Applebaum also argued that the ongoing military confrontation with the Iranian regime was “a war of choice” and noted that the United States had used more Patriot missile interceptors in roughly twelve days of fighting in the Iran theater than Western countries had provided to Ukraine over extended periods during its defense against Russia. The implication was clear: resources were being diverted toward a conflict that might have been avoidable, rather than toward one that was clearly defensive.
This argument may sound reasonable at first glance. But it ignores a critical strategic reality.
The confrontation with the regime in Iran was not a discretionary adventure undertaken on a whim. It was the culmination of years of escalating threats, weapons development, and openly declared hostility toward the state of Israel. Iranian leaders and their proxies have repeatedly stated their intention to destroy Israel. Over the past decade, Tehran has invested heavily in ballistic missile programs, proxy militias across the Middle East, and nuclear enrichment capabilities that many intelligence services believe were moving steadily toward weapons-grade thresholds.

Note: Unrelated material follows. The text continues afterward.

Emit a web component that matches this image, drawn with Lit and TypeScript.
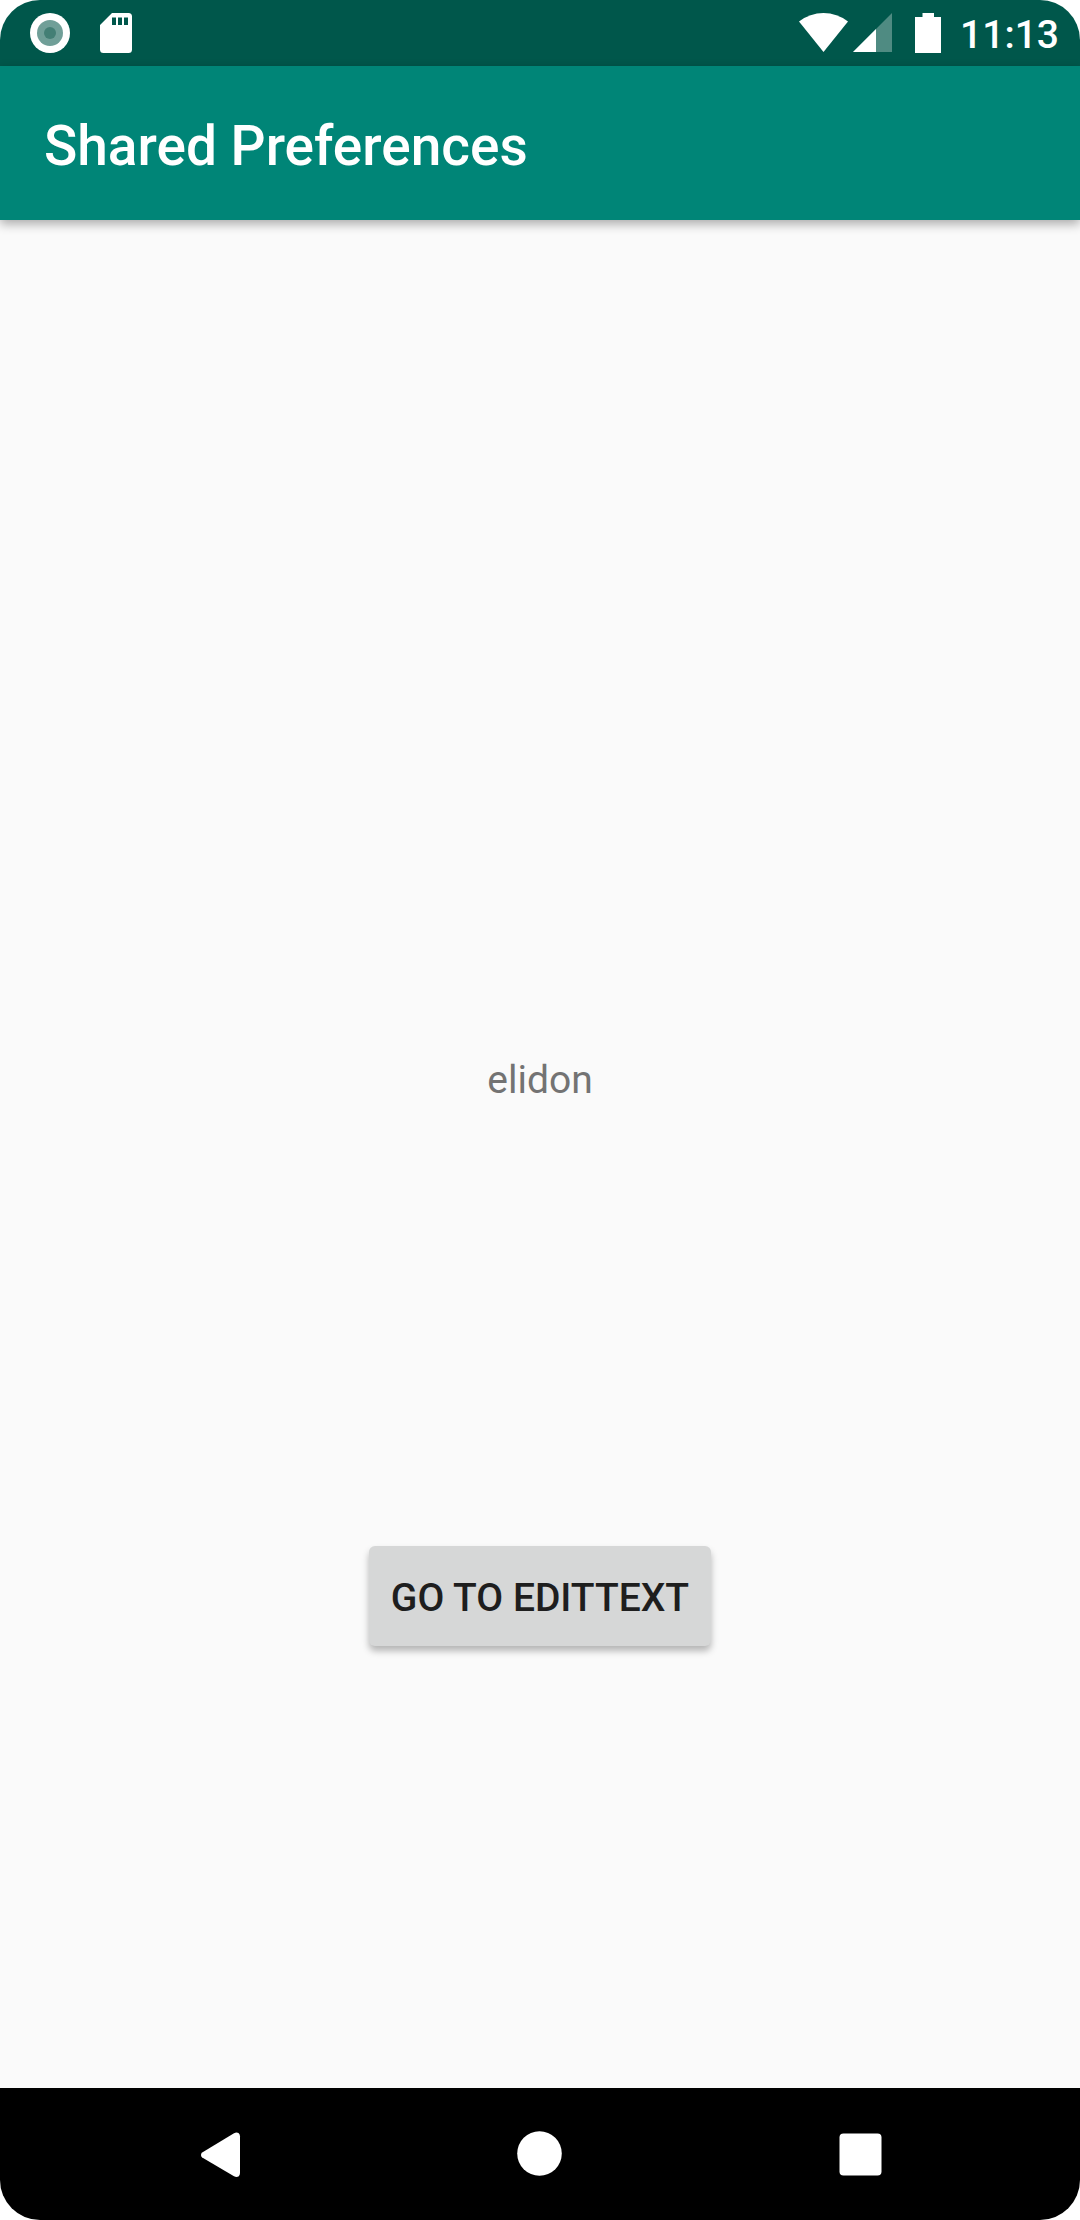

At the same time, Iran’s regional strategy involved surrounding Israel with heavily armed proxy forces—from Hezbollah in Lebanon to various militias in Syria and Iraq. These groups have accumulated vast arsenals of rockets and missiles capable of striking Israeli population centers.
The strategic fear was not hypothetical. Israeli defense planners increasingly warned that Iran was approaching the ability to coordinate massive, simultaneous missile barrages that could overwhelm Israel’s layered air defense systems. Even advanced systems like Iron Dome, David’s Sling, and Arrow have limits. Saturation attacks—hundreds or thousands of projectiles launched at once—are designed precisely to exceed those limits.
In that context, the claim that confronting Iran represented a “war of choice” becomes difficult to sustain.
A better historical analogy may be one that many analysts prefer not to invoke: the question of whether a preemptive strike against Japan before the Attack on Pearl Harbor would have been labeled a “war of choice.” In hindsight, we know that Japan’s strategic trajectory made conflict with the United States almost inevitable. But at the time, any preemptive move by Washington would almost certainly have been described by critics as unnecessary aggression.
History often punishes those who wait too long to recognize an approaching threat.
The deeper issue raised by Applebaum’s comments is not simply about military resource allocation. It is about perception—and how public perception in democratic societies is shaped.
Russia’s hybrid warfare doctrine is built precisely on creating confusion about the legitimacy of Western actions. Through networks of media influence, social media amplification, and sympathetic ideological actors, Moscow seeks to frame defensive or preventive actions by Western democracies as reckless aggression. The goal is not necessarily to convince everyone, but to generate enough doubt and division that democratic governments struggle to act decisively.
In this sense, Iran occupies a special place in Russia’s broader geopolitical strategy. Tehran has become one of Moscow’s most important strategic partners. Iran supplies drones and military technology used in Russia’s war against Ukraine. Russia, in turn, provides diplomatic cover and technological assistance to Iran’s military and nuclear ambitions. Weakening the Iranian regime—or even significantly degrading its military capabilities—would directly undermine one of Russia’s key partners in the anti-Western axis that has been gradually consolidating over the past decade.
Seen from Moscow, therefore, shaping Western opinion against confronting Iran is a strategic objective.
This is where the concept of the “useful idiot,” famously attributed to discussions about Soviet propaganda tactics, becomes relevant. The term does not describe malicious actors or secret agents. It refers to well-intentioned individuals who, while acting in good faith, unintentionally reinforce narratives that serve authoritarian interests.
Hybrid warfare thrives on precisely this dynamic.
A respected intellectual raising doubts about the necessity of confronting Iran may believe they are promoting restraint and prudence. Yet the effect of that argument—especially when amplified across media ecosystems—is to weaken political support for actions that could constrain a regime closely aligned with Moscow.
The irony is striking. In the same breath that one warns about Russia’s information warfare, one may unknowingly echo a narrative that aligns almost perfectly with Russian strategic interests.
This is not an accusation of bad faith. It is a reminder of how complex the modern information environment has become. Even experts deeply familiar with authoritarian tactics can find themselves navigating narratives shaped by those very tactics.
Democratic societies face a difficult challenge. They must remain open to debate, criticism, and dissent—these are the very qualities that distinguish them from authoritarian systems. At the same time, they must also recognize that adversaries actively exploit this openness.
The line between healthy skepticism and strategic self-deception can sometimes be thinner than we think.
Understanding that line requires more than intelligence or expertise. It requires a constant awareness that the information battlefield is real, and that the narratives shaping public opinion are often part of deliberate geopolitical strategies.
When smart people fail to recognize this dynamic, they can become—despite their best intentions—participants in someone else’s information war.
And in the era of hybrid conflict, that may be one of the most powerful weapons authoritarian regimes possess.
The Free World must recognize a simple truth: Ukraine, Israel, Taiwan, and other frontline democracies form a single chain of bulwarks against dictatorship. If one link is allowed to break, the entire chain is weakened and will ultimately fail. Let’s be smart!